British Columbia · Commercial Passenger Vessels

MSMSR compliance for BC passenger vessel operators

If you operate a whale watching tour, coastal charter, water taxi, excursion vessel, or marine wildlife tour in BC, Canada's new safety regulations apply to you. For most operators, the grace period has already passed.

What changed and why it matters now

Canada's Marine Safety Management System Regulations (MSMSR, SOR/2024-133) came into force on July 3, 2024. They extend mandatory Safety Management System requirements to the vast majority of Canadian commercial vessels for the first time, including the whale watching and wildlife tour operators, coastal charter vessels, water taxis, and excursion boats that operate along BC's coast, the Inside Passage, the Gulf Islands, and the province's inland waterways.

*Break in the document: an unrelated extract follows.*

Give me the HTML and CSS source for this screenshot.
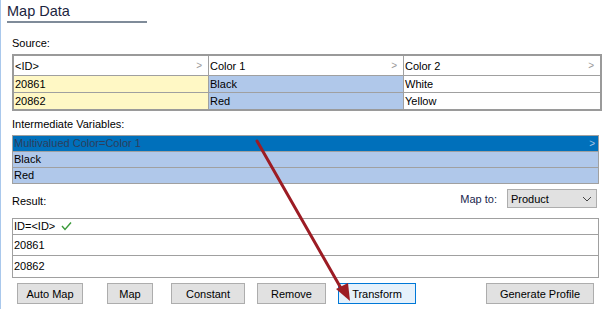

BC has one of the most active small commercial passenger vessel industries in Canada. From zodiacs running whale watching tours out of Victoria to covered cruisers working the Discovery Islands, the MSMSR captures virtually every operator who carries passengers for compensation. Many are navigating formal Safety Management System requirements for the first time.

Grace Period passed

For most Class 4 passenger vessels, which covers the majority of BC's whale watching boats, coastal charter operators, water taxis, and excursion vessels: the compliance grace period has already passed. If you have not yet started the SMS development process, you are currently out of compliance.

Whale watching and wildlife tour operators in particular are among the most urgently affected operators in BC. Class 4B passenger vessels carrying up to 12 passengers had grace periods tied to their Certificate of Registry anniversary date after July 2, 2025. For most operators running tours out of Victoria, Tofino, Telegraph Cove, or Campbell River, that date has come and gone.

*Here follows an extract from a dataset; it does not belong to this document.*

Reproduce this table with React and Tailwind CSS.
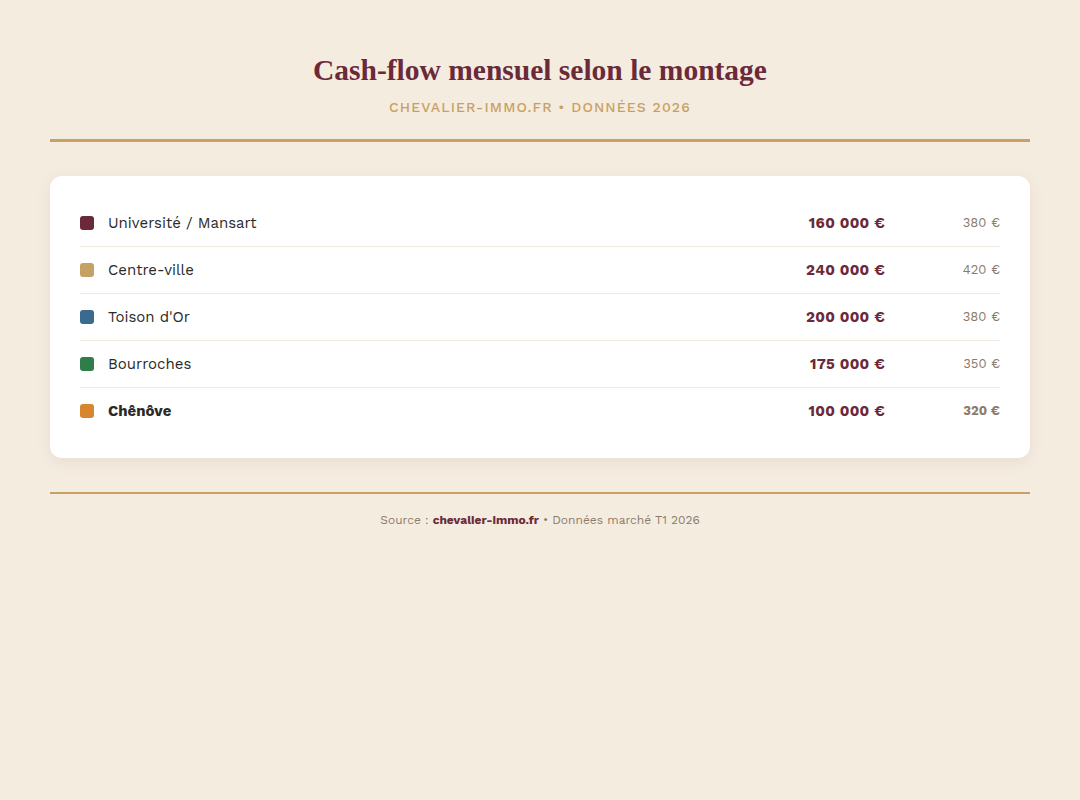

The good news: Transport Canada has shown willingness to work with operators who can demonstrate they are making a genuine, good-faith effort to comply. The right move is to start now.

What the MSMSR requires

Every subject vessel must have a documented Safety Management System (SMS) covering:

For Class 4 vessels, this also requires designating a Ship Manager, submitting Form 85-0547A to Transport Canada, and obtaining a Canadian Document of Compliance (CDOC) and Canadian Safety Management Certificate (CSMC) for each vessel. Transport Canada allows up to 45 business days to review an application. Operators cannot wait until the last moment.

Who this applies to in British Columbia

The MSMSR reaches a wide range of commercial passenger vessel operators along BC's coast, inlets, and inland waters. If you carry passengers for compensation, this applies to you.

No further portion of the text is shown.